A quick guided tour of some of the morning’s most important, most interesting, or both, Washington-related stories.

Sen. John McCain narrowly won the Florida Republican primary, the first closed party contest, beating Mitt Romney and likely driving Rudy Giuliani out of the race for the Republican presidential nomination. The win was likely to give McCain momentum as the race moves towards Super Tuesday next week. Sen. Hillary Clinton won the largely meaningless Florida Democratic primary, which was downgraded by the national party officials after the state moved its primary earlier.

McCain appeared to owe his Florida win to the votes of cultural conservatives being split between Romney and Mike Huckabee, the former Arkansas governor, who has gotten strong support from such Republicans.

John Edwards was ending his bid for the Democratic presidential nomination after the former senator from North Carolina failed to win any primary or caucus and less than a week after coming in a distant third in the South Carolina primary which he had won four years ago. The Federal Reserve was widely expected to cut a key interest rate for the second time in just over a week, although the size of the decrease is a question as the economy sends mixed signals, with a surprisingly strong report on Tuesday of big-ticket durable goods confused the picture of a generally weakening economy.

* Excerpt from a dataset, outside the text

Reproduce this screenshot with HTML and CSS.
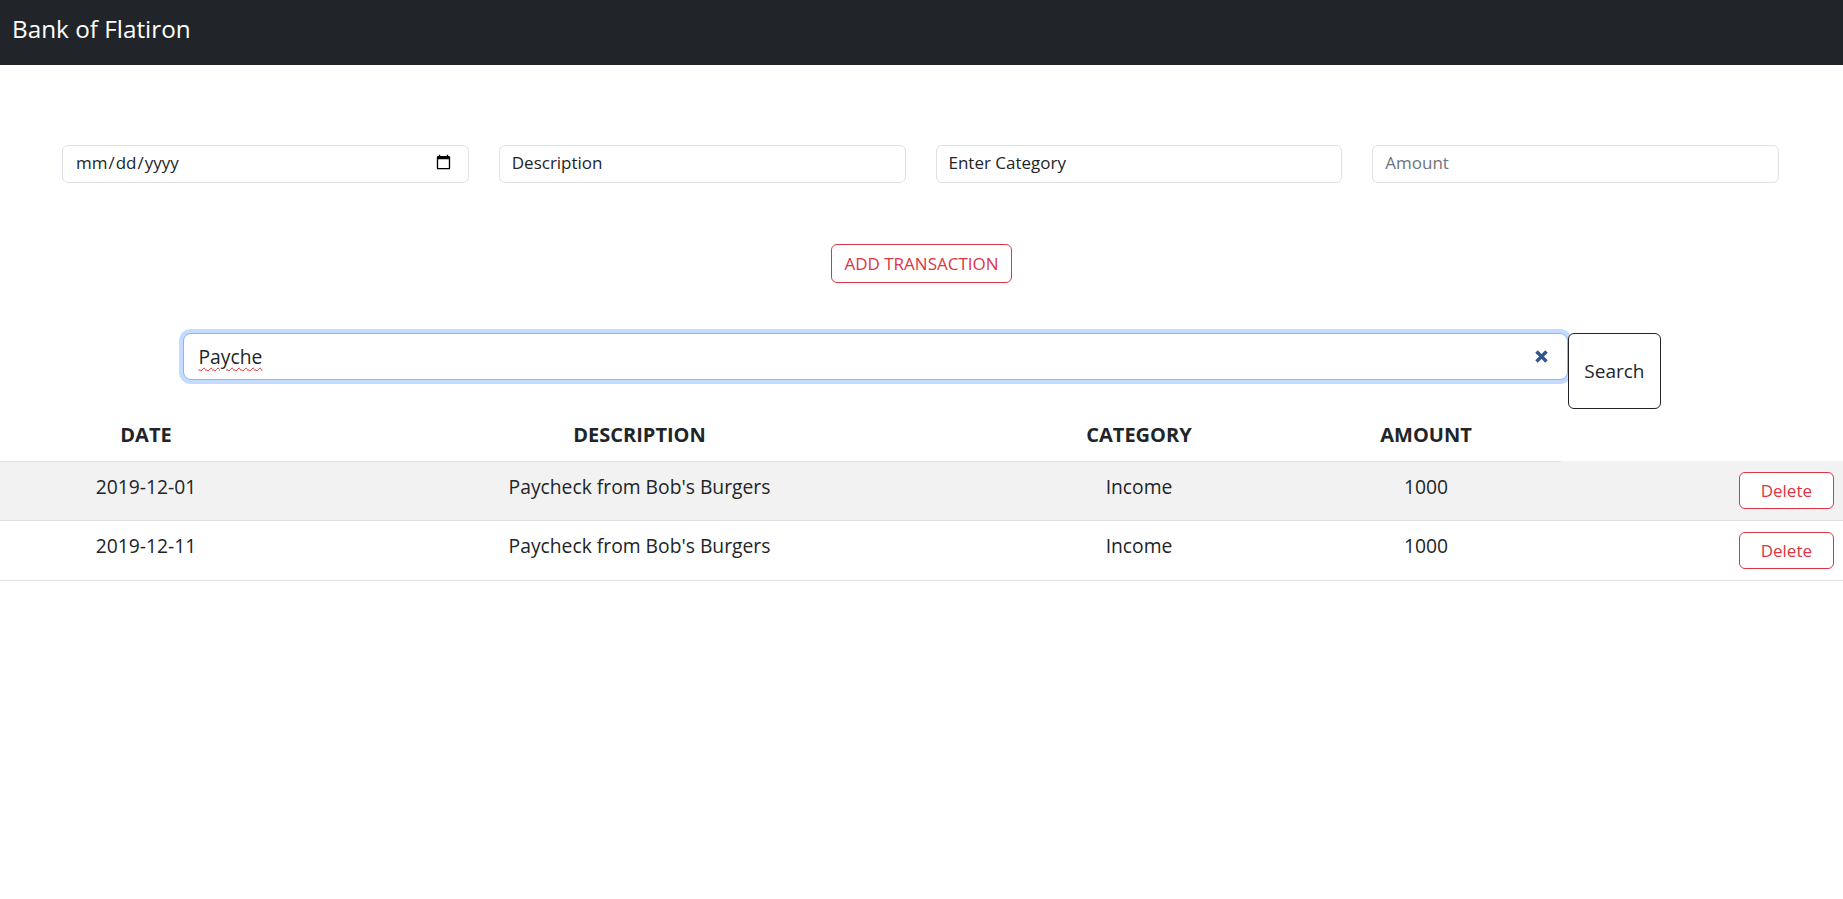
FILE: index.html
```html
<!DOCTYPE html>
<html lang="en">
<head>
<meta charset="utf-8">
<title>Bank of Flatiron</title>
<link rel="stylesheet" href="styles.css">
</head>
<body>
<header class="navbar">
  <span class="brand">Bank of Flatiron</span>
</header>
<main>
  <form class="add-form">
    <div class="fields">
      <input type="date" class="field field-date" aria-label="Date">
      <input type="text" class="field field-dark" placeholder="Description">
      <input type="text" class="field field-dark" placeholder="Enter Category">
      <input type="text" class="field" placeholder="Amount">
    </div>
    <div class="actions">
      <button type="button" class="btn btn-danger-outline btn-add">ADD TRANSACTION</button>
    </div>
  </form>

  <div class="search-bar">
    <div class="search-field">
      <span class="search-text">Payche</span>
      <svg class="clear-icon" width="15" height="15" viewBox="0 0 15 15" aria-hidden="true">
        <path d="M2.5 2.5 L12.5 12.5 M12.5 2.5 L2.5 12.5" stroke="#34568f" stroke-width="3.4" stroke-linecap="butt" fill="none"/>
      </svg>
    </div>
    <button type="button" class="search-btn">Search</button>
  </div>

  <table class="tx-table">
    <colgroup>
      <col class="col-date">
      <col class="col-desc">
      <col class="col-cat">
      <col class="col-amount">
      <col class="col-action">
    </colgroup>
    <thead>
      <tr>
        <th>DATE</th>
        <th>DESCRIPTION</th>
        <th>CATEGORY</th>
        <th>AMOUNT</th>
      </tr>
    </thead>
    <tbody>
      <tr class="striped">
        <td>2019-12-01</td>
        <td>Paycheck from Bob's Burgers</td>
        <td>Income</td>
        <td>1000</td>
        <td class="action-cell"><button type="button" class="btn btn-danger-outline btn-delete">Delete</button></td>
      </tr>
      <tr>
        <td>2019-12-11</td>
        <td>Paycheck from Bob's Burgers</td>
        <td>Income</td>
        <td>1000</td>
        <td class="action-cell"><button type="button" class="btn btn-danger-outline btn-delete">Delete</button></td>
      </tr>
    </tbody>
  </table>
</main>
</body>
</html>
```

FILE: styles.css
```css
* {
  box-sizing: border-box;
}

body {
  margin: 0;
  font-family: "Open Sans", "Noto Sans", sans-serif;
  font-size: 17px;
  line-height: 1.5;
  color: #212529;
  background: #ffffff;
}

.navbar {
  background: #212529;
  height: 65px;
  padding: 11px 12px 0 12px;
}

.brand {
  display: block;
  font-size: 24.3px;
  line-height: 36px;
  color: #ffffff;
}

.add-form {
  margin: 0;
  padding-top: 80px;
}

.fields {
  display: grid;
  grid-template-columns: repeat(4, 1fr);
  column-gap: 30px;
  padding: 0 64px 0 62px;
}

.field {
  height: 38px;
  width: 100%;
  padding: 4px 12px 8px;
  font-family: inherit;
  font-size: 17px;
  line-height: 25px;
  color: #212529;
  background: #ffffff;
  border: 1px solid #dee2e6;
  border-radius: 6px;
  outline: none;
}

.field::placeholder {
  color: #6c757d;
  opacity: 1;
}

.field-dark::placeholder {
  color: #212529;
}

.field-date::-webkit-datetime-edit {
  color: #212529;
  padding: 0;
}

.field-date::-webkit-calendar-picker-indicator {
  margin-right: 2px;
  opacity: 1;
}

.actions {
  display: flex;
  justify-content: center;
  padding-top: 61px;
}

.btn {
  font-family: inherit;
  background: #ffffff;
  cursor: pointer;
  border-radius: 6px;
}

.btn-danger-outline {
  color: #dc3545;
  border: 1px solid #dc3545;
}

.btn-add {
  height: 39px;
  padding: 0 12px 1px;
  font-size: 17px;
  line-height: 25px;
}

.search-bar {
  display: flex;
  align-items: flex-start;
  width: 1478px;
  margin: 50px auto 0;
}

.search-field {
  flex: 1;
  height: 47px;
  display: flex;
  align-items: center;
  justify-content: space-between;
  padding: 0 18px 0 15px;
  border: 1px solid #86b7fe;
  border-radius: 8px;
  box-shadow: 0 0 0 4px rgba(13, 110, 253, 0.25);
  background: #ffffff;
}

.search-text {
  font-size: 19.3px;
  line-height: 28px;
  color: #212529;
  text-decoration: underline wavy #e4282d;
  text-decoration-thickness: 1px;
  text-underline-offset: 3px;
}

.clear-icon {
  display: block;
  flex-shrink: 0;
}

.search-btn {
  height: 76px;
  padding: 0 15px;
  font-family: inherit;
  font-size: 19px;
  line-height: 28px;
  color: #212529;
  background: #ffffff;
  border: 1px solid #212529;
  border-radius: 6px;
}

.tx-table {
  width: 100%;
  table-layout: fixed;
  border-collapse: collapse;
  font-size: 19.3px;
  line-height: 28.5px;
  color: #212529;
}

.col-date { width: 292px; }
.col-desc { width: 695px; }
.col-cat { width: 304px; }
.col-amount { width: 270px; }
.col-action { width: 282px; }

.tx-table th {
  font-size: 20px;
  font-weight: 700;
  text-align: center;
  padding: 12px 8px 11px;
  border-bottom: 1px solid #dee2e6;
  vertical-align: top;
}

.tx-table td {
  text-align: center;
  vertical-align: top;
  padding: 11px 8px;
  border-bottom: 1px solid #dee2e6;
}

.tx-table tr.striped td {
  background: #f2f2f2;
}

.tx-table td.action-cell {
  text-align: right;
  padding-right: 9px;
}

.btn-delete {
  height: 37px;
  padding: 0 21px;
  font-size: 17px;
  line-height: 25px;
  vertical-align: top;
}
```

The economy slowed to a near halt in last year’s fourth-quarter as a result of the housing market crash and the mortgage meltdown. The slowdown made growth for 2007 2.2 percent, the slowest since 2002.

The House passed a $146 billion economic stimulus plan as the Senate began taking up its own package, with some senators calling for expanding food stamps and unemployment benefits and also eliminating the income cap.

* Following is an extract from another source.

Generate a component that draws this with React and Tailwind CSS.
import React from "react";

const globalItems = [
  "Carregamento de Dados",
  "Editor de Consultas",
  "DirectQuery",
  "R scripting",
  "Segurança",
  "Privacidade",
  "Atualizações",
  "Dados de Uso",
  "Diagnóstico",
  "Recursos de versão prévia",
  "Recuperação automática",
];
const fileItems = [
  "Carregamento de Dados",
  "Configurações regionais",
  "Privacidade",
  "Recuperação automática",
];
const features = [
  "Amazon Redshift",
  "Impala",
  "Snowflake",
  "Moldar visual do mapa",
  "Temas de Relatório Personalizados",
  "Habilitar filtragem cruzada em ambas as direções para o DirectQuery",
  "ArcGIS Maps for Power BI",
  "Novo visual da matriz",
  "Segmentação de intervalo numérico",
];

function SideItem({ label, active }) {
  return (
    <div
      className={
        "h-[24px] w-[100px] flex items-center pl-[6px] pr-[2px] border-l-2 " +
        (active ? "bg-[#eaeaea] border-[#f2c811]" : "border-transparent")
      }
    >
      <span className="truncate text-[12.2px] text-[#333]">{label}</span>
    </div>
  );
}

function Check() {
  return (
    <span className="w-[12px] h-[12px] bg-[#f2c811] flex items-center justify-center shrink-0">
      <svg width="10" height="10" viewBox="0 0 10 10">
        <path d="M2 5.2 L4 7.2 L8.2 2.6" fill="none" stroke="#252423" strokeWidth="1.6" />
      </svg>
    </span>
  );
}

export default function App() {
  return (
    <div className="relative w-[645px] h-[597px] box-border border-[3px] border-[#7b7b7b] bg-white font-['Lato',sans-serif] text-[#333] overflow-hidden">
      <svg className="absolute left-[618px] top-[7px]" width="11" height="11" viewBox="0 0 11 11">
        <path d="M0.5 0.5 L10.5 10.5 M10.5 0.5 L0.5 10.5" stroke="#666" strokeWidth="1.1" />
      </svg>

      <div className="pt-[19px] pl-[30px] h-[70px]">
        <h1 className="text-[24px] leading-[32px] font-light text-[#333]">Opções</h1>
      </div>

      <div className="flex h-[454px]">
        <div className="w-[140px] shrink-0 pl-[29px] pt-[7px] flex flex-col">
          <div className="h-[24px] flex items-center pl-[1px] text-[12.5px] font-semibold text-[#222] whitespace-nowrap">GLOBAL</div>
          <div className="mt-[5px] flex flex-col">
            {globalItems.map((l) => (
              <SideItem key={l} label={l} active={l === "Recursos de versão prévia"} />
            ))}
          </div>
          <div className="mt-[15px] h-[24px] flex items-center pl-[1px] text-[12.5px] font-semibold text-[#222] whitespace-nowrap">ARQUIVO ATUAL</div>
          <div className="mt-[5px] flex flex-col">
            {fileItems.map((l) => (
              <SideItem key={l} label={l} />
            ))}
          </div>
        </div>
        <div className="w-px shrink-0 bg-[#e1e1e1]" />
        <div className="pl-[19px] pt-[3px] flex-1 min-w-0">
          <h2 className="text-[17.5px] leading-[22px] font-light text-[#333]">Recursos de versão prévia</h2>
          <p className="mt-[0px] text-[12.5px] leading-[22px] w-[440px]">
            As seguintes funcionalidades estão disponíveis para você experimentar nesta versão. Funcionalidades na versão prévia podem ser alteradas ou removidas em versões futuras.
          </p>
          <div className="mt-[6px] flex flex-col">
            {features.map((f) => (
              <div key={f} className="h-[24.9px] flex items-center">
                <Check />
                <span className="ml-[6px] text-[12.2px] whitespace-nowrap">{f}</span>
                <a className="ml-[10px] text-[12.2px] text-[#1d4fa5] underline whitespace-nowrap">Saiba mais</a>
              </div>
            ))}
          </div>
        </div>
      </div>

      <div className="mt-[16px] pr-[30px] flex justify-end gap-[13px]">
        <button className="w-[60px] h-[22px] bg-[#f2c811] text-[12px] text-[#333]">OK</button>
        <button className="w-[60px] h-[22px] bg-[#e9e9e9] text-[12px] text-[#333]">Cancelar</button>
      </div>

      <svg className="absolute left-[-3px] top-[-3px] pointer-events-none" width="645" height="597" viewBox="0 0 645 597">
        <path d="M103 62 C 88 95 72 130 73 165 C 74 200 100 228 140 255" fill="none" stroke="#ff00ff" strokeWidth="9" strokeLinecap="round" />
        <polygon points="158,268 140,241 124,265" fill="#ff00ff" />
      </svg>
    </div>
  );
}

Although President Bush in his State of the Union announced reductions of U.S. troops in Iraq, it’s likely the Bush Administration will keep troop levels at pre-surge levels through the summer as 8,000 support troops will remain to train Iraqi forces.

Attorney General Michael Mukasey who will testify in Congress today, said Tuesday in a letter to Congress he wouldn’t comment on whether waterboarding is torture although he did say that the controversial interrogation technique, which simulates drowning, isn’t being currently used.

The Federal Bureau of Investigation opened a probe into 14 companies linked to sub-prime mortgages and accused of fraud but it declined to identify the firms.